• [PROBLEM TO WORK ON]:
Take the listing from its first line through the line that contains "const [request, setRequest]" and please retype those lines exactly, leaving out the pictures.

• [AVAILABLE DATA]:
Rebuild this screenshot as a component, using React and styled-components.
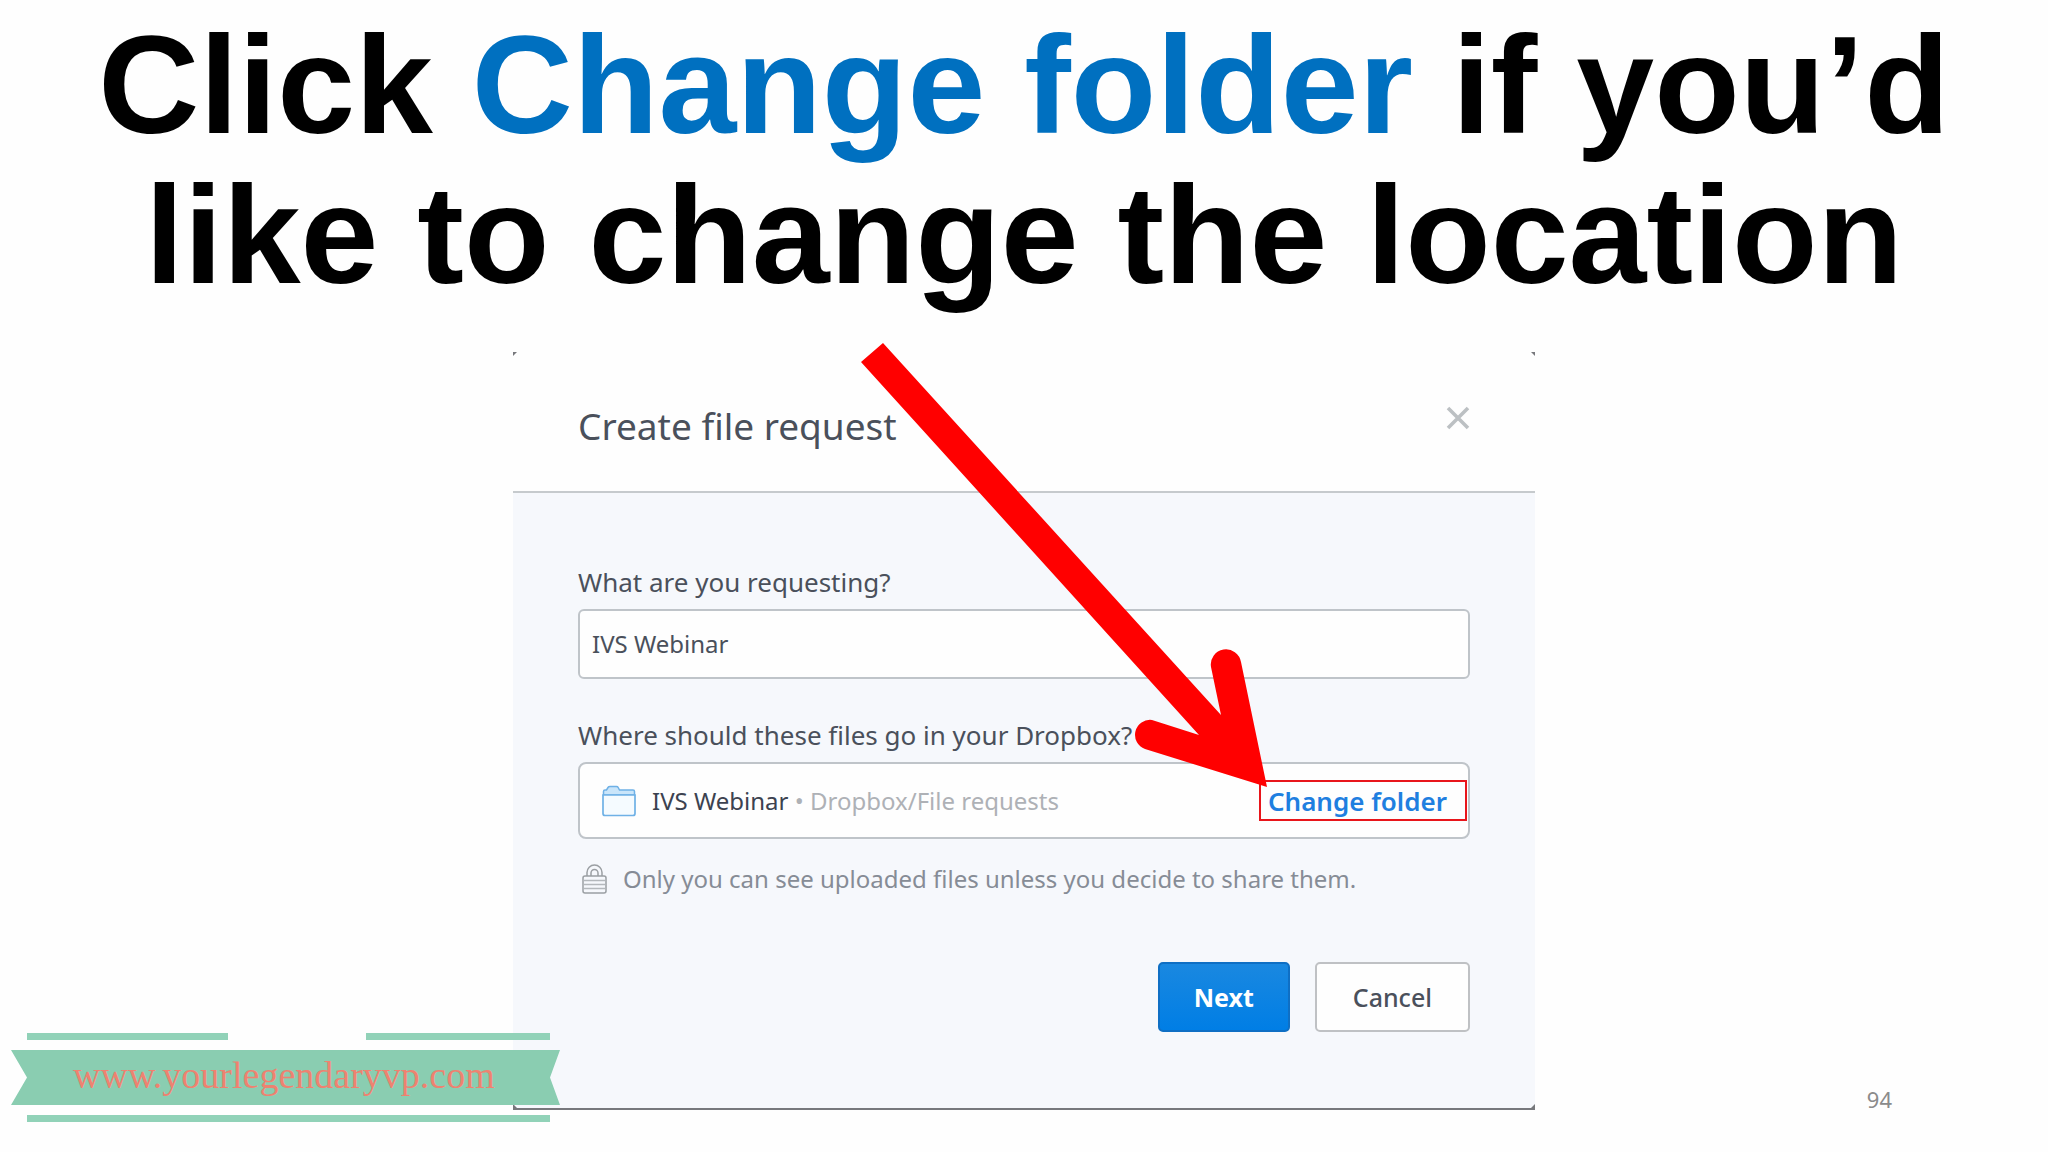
import React, { useState } from "react";
import styled, { createGlobalStyle } from "styled-components";

const GlobalStyle = createGlobalStyle`
    * {
        box-sizing: border-box;
    }
    body {
        margin: 0;
        background: #fefefe;
    }
    h1, h2, p {
        margin: 0;
        font-weight: 400;
    }
    button, input {
        font-family: inherit;
        margin: 0;
    }
`;

function FolderIcon(){
    return (
        <svg width="34" height="32" viewBox="0 0 34 32" fill="none" aria-hidden="true">
            <path d="M1.500 10V6.500Q1.500 5 3 5h1.500L6 2.500Q6.600 1.500 8 1.500h6.500q1.200 0 1.700 1L17.500 5H31q1.500 0 1.500 1.500V10z" fill="#c9e5fa" stroke="#6fb1e6" strokeWidth="1.500"/>
            <path d="M1 10h32v18.500q0 2-2 2H3q-2 0-2-2z" fill="#f5fbff" stroke="#6fb1e6" strokeWidth="1.700"/>
        </svg>
    )
}

function LockIcon(){
    return (
        <svg width="25" height="30" viewBox="0 0 25 30" fill="none" stroke="#9b9fa3" strokeWidth="1.500" aria-hidden="true">
            <path d="M5 12V8.500a7.500 7.500 0 0 1 15 0V12"/>
            <path d="M9 12V9a3.500 3.500 0 0 1 7 0v3"/>
            <rect x="1" y="12" width="23" height="17" rx="2"/>
            <path d="M2 16.500h21M2 20.500h21M2 24.500h21" stroke="#b4b8bc"/>
        </svg>
    )
}

function Ribbon(){
    return (
        <RibbonStyled>
            <RibbonBars>
                <Bar $width="201px"/>
                <Bar $width="184px"/>
            </RibbonBars>
            <Banner>
                <a href="http://www.yourlegendaryvp.com">www.yourlegendaryvp.com</a>
            </Banner>
            <RibbonBars>
                <Bar $width="100%"/>
            </RibbonBars>
        </RibbonStyled>
    )
}

function App(){
    const [request, setRequest] = useState("IVS Webinar");

    return (
        <Slide>
            <GlobalStyle/>
            <Headline>
                <HeadlineRow>Click <mark>Change folder</mark> if you’d </HeadlineRow>
                <HeadlineRow>like to change the location</HeadlineRow>
            </Headline>
            <Dialog role="dialog" aria-labelledby="dialog-title">
                <DialogHeader>
                    <h2 id="dialog-title">Create file request</h2>
                    <CloseButton type="button" aria-label="Close">
                        <svg width="24" height="24" viewBox="0 0 24 24" stroke="#bcc0c3" strokeWidth="3.600">
                            <path d="M2 2l20 20M22 2L2 22"/>
                        </svg>
                    </CloseButton>
                </DialogHeader>
                <DialogBody>
                    <Field>
                        <label htmlFor="request">What are you requesting?</label>
                        <TextInput id="request" type="text" value={request} onChange={(e) => setRequest(e.target.value)}/>
                    </Field>
                    <Field>
                        <label id="folder-label">Where should these files go in your Dropbox?</label>
                        <FolderBox role="group" aria-labelledby="folder-label">
                            <FolderIcon/>
                            <FolderPath>IVS Webinar <span>• Dropbox/File requests</span></FolderPath>
                            <ChangeButton type="button">Change folder</ChangeButton>
                        </FolderBox>
                    </Field>
                    <Notice>
                        <LockIcon/>
                        <p>Only you can see uploaded files unless you decide to share them.</p>
                    </Notice>
                    <Actions>
                        <Button type="button" $primary>Next</Button>
                        <Button type="button">Cancel</Button>
                    </Actions>
                </DialogBody>
                <Corner $side="left" $edge="top"/>
                <Corner $side="right" $edge="top"/>
                <Corner $side="left" $edge="bottom"/>
                <Corner $side="right" $edge="bottom"/>
                <Arrow viewBox="0 0 410 446" aria-hidden="true">
                    <path d="M23 1L361 373L351 325A15 15 0 0 1 381 320L407 445L285 407A15 15 0 0 1 292 378L339 393L1 20Z" fill="#ff0000"/>
                </Arrow>
            </Dialog>
            <Ribbon/>
            <PageNumber>94</PageNumber>
        </Slide>
    )
}

const Slide = styled.main`
    position: relative;
    min-height: 100vh;
    overflow: hidden;
    font-family: "Noto Sans", "Open Sans", sans-serif;
    color: #4a505b;
`;

const Headline = styled.h1`
    padding: 10px 64px 42px;
    text-align: center;
    font-family: "Arial Rounded MT Bold", "Liberation Sans", Arial, sans-serif;
    font-size: 140px;
    line-height: 150px;
    color: #000;
    && {
        font-weight: 700;
    }
`;

const HeadlineRow = styled.span`
    display: block;
    mark {
        background: none;
        color: #0070c0;
    }
`;

const Dialog = styled.section`
    position: relative;
    width: 100%;
    max-width: 1022px;
    margin: 0 auto;
    background: #fefefe;
    border-bottom: 2px solid #77787c;
`;

const DialogHeader = styled.header`
    display: flex;
    justify-content: space-between;
    align-items: flex-start;
    padding: 49px 65px 40px;
    border-bottom: 2px solid #c6cacd;
    h2 {
        font-size: 37px;
        line-height: 50px;
    }
`;

const CloseButton = styled.button`
    display: flex;
    align-items: center;
    height: 34px;
    padding: 0;
    border: 0;
    background: none;
`;

const DialogBody = styled.div`
    padding: 71px 65px 76px;
    background: #f6f8fc;
    font-size: 26px;
    line-height: 36px;
`;

const Field = styled.div`
    display: flex;
    flex-direction: column;
    gap: 9px;
    & + & {
        margin-top: 38px;
    }
`;

const TextInput = styled.input`
    width: 100%;
    height: 70px;
    padding: 0 12px 2px;
    border: 2px solid #bfc4c9;
    border-radius: 6px;
    background: #fefefe;
    font-size: 24px;
    color: #4a505b;
`;

const FolderBox = styled.div`
    display: flex;
    align-items: center;
    gap: 16px;
    height: 77px;
    padding: 0 1px 0 22px;
    border: 2px solid #bfc4c9;
    border-radius: 8px;
    background: #fefefe;
`;

const FolderPath = styled.p`
    flex: 1;
    font-size: 24px;
    color: #3c4250;
    span {
        color: #aeb1b6;
    }
`;

const ChangeButton = styled.button`
    height: 41px;
    padding: 0 18px 0 7px;
    border: 2px solid #e8151b;
    background: none;
    font-size: 26px;
    font-weight: 600;
    line-height: 36px;
    color: #1f7fe0;
`;

const Notice = styled.div`
    display: flex;
    align-items: center;
    gap: 16px;
    margin-top: 22px;
    padding-left: 4px;
    font-size: 24px;
    color: #868c96;
`;

const Actions = styled.div`
    display: flex;
    justify-content: flex-end;
    gap: 25px;
    margin-top: 65px;
`;

const Button = styled.button`
    height: 70px;
    padding: 0 ${(props) => props.$primary ? "34px" : "36px"};
    border: 2px solid ${(props) => props.$primary ? "#0f6fc4" : "#bfc1c4"};
    border-radius: 5px;
    background: ${(props) => props.$primary ? "linear-gradient(#1a88e0, #007ee5)" : "#fefefe"};
    color: ${(props) => props.$primary ? "#fff" : "#4a505b"};
    font-size: 25px;
    font-weight: ${(props) => props.$primary ? 700 : 500};
`;

/* dark ticks left by the cropped window frame */
const Corner = styled.i`
    position: absolute;
    ${(props) => props.$side}: 0;
    ${(props) => props.$edge}: 0;
    width: 4px;
    height: 4px;
    background: #77787c;
    clip-path: ${(props) => {
        const x = props.$side === "left" ? "0" : "100%";
        const y = props.$edge === "top" ? "0" : "100%";
        const farX = x === "0" ? "100%" : "0";
        const farY = y === "0" ? "100%" : "0";
        return `polygon(${x} ${y}, ${farX} ${y}, ${x} ${farY})`;
    }};
`;

const Arrow = styled.svg`
    position: absolute;
    top: -10px;
    left: 347px;
    width: 410px;
    height: 446px;
    pointer-events: none;
`;

const RibbonStyled = styled.aside`
    position: absolute;
    left: 11px;
    bottom: 30px;
    width: 549px;
    display: flex;
    flex-direction: column;
    gap: 10px;
`;

const RibbonBars = styled.div`
    display: flex;
    justify-content: space-between;
    padding: 0 10px 0 16px;
`;

const Bar = styled.div`
    width: ${(props) => props.$width};
    height: 7px;
    background: #91d2b8;
`;

const Banner = styled.div`
    height: 55px;
    padding-left: 62px;
    background: #8acdb1;
    clip-path: polygon(0 0, 100% 0, 539px 50%, 100% 100%, 0 100%, 16px 50%);
    a {
        font-family: "Liberation Serif", "Times New Roman", serif;
        font-size: 38px;
        line-height: 50px;
        color: #ee8270;
        text-decoration: none;
    }
`;

const PageNumber = styled.p`
    position: absolute;
    right: 156px;
    bottom: 37px;
    font-size: 22px;
    line-height: 32px;
    color: #8b8b8b;
`;

export default App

• [TASK ANSWER]:
Rebuild this screenshot as a component, using React and styled-components.
import React, { useState } from "react";
import styled, { createGlobalStyle } from "styled-components";

const GlobalStyle = createGlobalStyle`
    * {
        box-sizing: border-box;
    }
    body {
        margin: 0;
        background: #fefefe;
    }
    h1, h2, p {
        margin: 0;
        font-weight: 400;
    }
    button, input {
        font-family: inherit;
        margin: 0;
    }
`;

function FolderIcon(){
    return (
        <svg width="34" height="32" viewBox="0 0 34 32" fill="none" aria-hidden="true">
            <path d="M1.500 10V6.500Q1.500 5 3 5h1.500L6 2.500Q6.600 1.500 8 1.500h6.500q1.200 0 1.700 1L17.500 5H31q1.500 0 1.500 1.500V10z" fill="#c9e5fa" stroke="#6fb1e6" strokeWidth="1.500"/>
            <path d="M1 10h32v18.500q0 2-2 2H3q-2 0-2-2z" fill="#f5fbff" stroke="#6fb1e6" strokeWidth="1.700"/>
        </svg>
    )
}

function LockIcon(){
    return (
        <svg width="25" height="30" viewBox="0 0 25 30" fill="none" stroke="#9b9fa3" strokeWidth="1.500" aria-hidden="true">
            <path d="M5 12V8.500a7.500 7.500 0 0 1 15 0V12"/>
            <path d="M9 12V9a3.500 3.500 0 0 1 7 0v3"/>
            <rect x="1" y="12" width="23" height="17" rx="2"/>
            <path d="M2 16.500h21M2 20.500h21M2 24.500h21" stroke="#b4b8bc"/>
        </svg>
    )
}

function Ribbon(){
    return (
        <RibbonStyled>
            <RibbonBars>
                <Bar $width="201px"/>
                <Bar $width="184px"/>
            </RibbonBars>
            <Banner>
                <a href="http://www.yourlegendaryvp.com">www.yourlegendaryvp.com</a>
            </Banner>
            <RibbonBars>
                <Bar $width="100%"/>
            </RibbonBars>
        </RibbonStyled>
    )
}

function App(){
    const [request, setRequest] = useState("IVS Webinar");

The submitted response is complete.